• [Problem to solve]:
Produce nothing but an exact copy of the lines from the one containing "Emit a web page" through the one containing "The picture is", and do not carry over pictures.

• [Records shown]:
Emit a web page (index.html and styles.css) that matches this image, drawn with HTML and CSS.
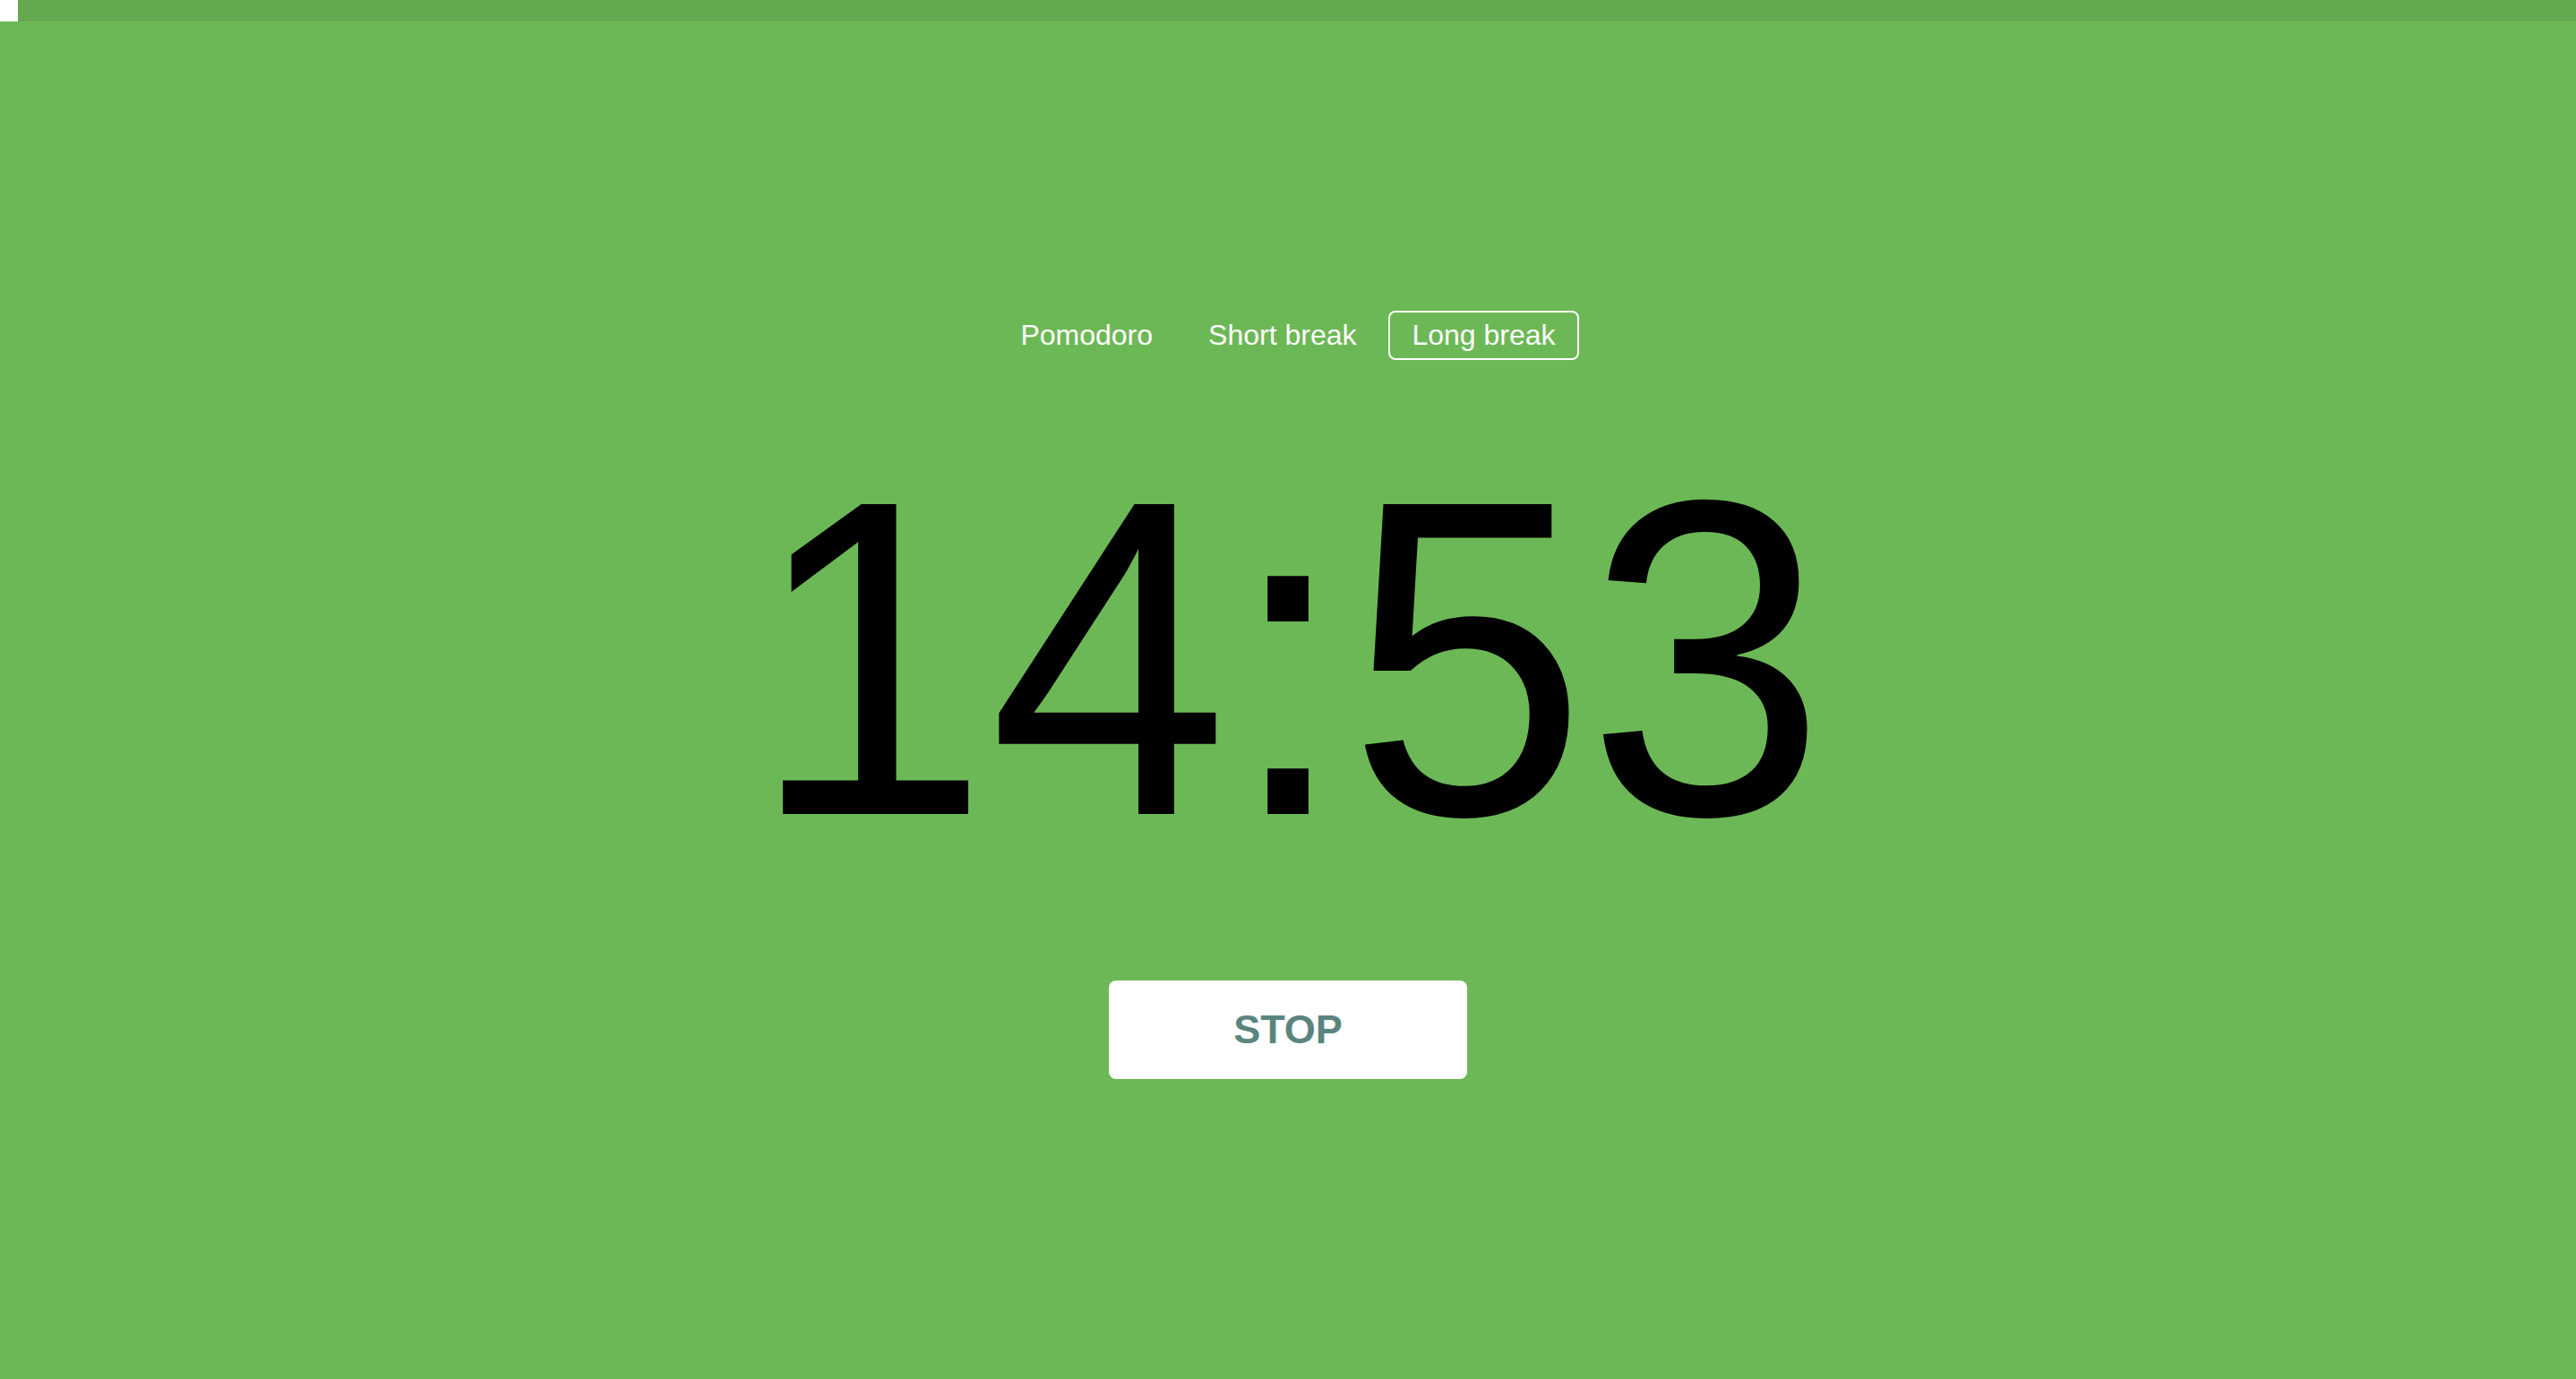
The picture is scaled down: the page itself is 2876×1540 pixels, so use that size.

==

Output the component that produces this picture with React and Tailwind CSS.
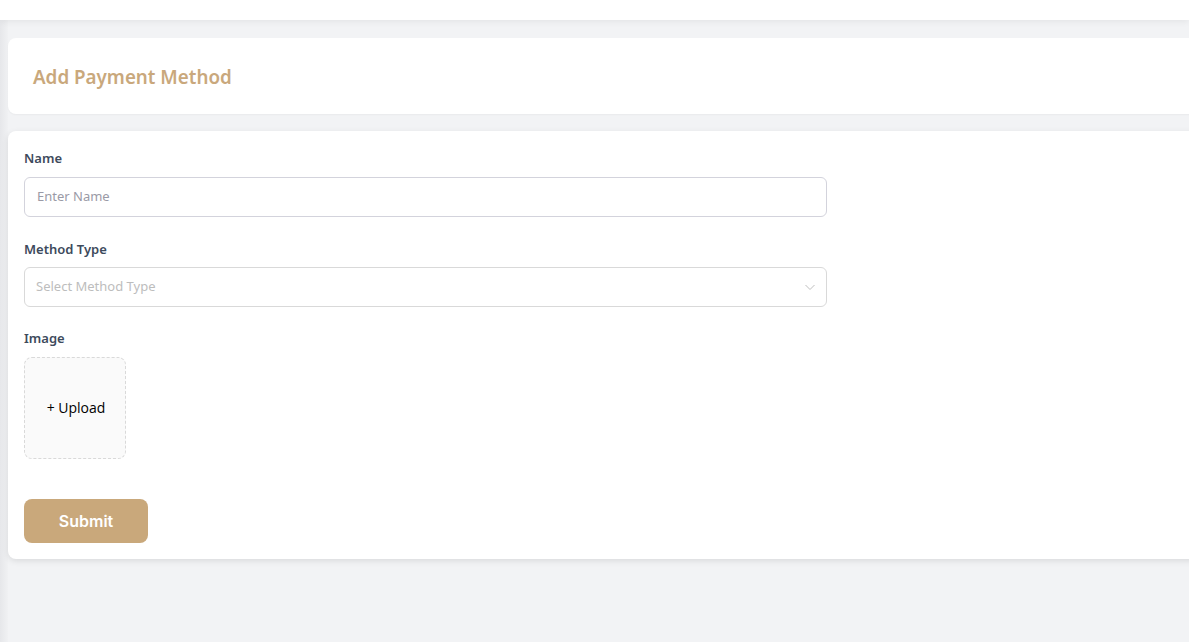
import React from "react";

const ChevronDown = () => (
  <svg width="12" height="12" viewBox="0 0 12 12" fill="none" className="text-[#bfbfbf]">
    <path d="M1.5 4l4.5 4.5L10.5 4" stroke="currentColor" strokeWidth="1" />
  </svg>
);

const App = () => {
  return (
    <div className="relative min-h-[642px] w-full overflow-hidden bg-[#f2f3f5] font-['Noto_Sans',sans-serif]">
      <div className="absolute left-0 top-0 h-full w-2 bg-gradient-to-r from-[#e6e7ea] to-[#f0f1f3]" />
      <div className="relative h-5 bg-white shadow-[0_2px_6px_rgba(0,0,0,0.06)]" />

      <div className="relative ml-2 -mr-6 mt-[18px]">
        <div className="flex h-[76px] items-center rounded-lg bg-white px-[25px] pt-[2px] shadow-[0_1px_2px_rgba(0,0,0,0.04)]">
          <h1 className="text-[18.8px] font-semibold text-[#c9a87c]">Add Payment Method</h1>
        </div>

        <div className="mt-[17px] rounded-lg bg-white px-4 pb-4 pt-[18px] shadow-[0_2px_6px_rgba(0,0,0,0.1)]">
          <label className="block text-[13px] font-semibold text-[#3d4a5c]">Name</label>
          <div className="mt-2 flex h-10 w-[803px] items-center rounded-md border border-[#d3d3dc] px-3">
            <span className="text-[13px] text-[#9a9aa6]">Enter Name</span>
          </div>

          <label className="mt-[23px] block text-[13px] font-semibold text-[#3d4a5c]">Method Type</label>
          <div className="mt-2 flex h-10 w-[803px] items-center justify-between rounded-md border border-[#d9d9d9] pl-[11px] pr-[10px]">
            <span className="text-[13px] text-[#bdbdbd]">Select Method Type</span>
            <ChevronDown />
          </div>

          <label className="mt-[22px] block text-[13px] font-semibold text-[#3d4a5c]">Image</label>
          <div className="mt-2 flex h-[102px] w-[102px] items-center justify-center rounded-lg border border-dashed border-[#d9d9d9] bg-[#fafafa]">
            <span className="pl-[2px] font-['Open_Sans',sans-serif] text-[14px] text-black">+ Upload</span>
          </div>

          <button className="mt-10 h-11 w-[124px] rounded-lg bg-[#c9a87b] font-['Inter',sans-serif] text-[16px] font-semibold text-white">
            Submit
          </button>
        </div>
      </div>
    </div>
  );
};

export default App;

• [Written response]:
Emit a web page (index.html and styles.css) that matches this image, drawn with HTML and CSS.
The picture is scaled down: the page itself is 2876×1540 pixels, so use that size.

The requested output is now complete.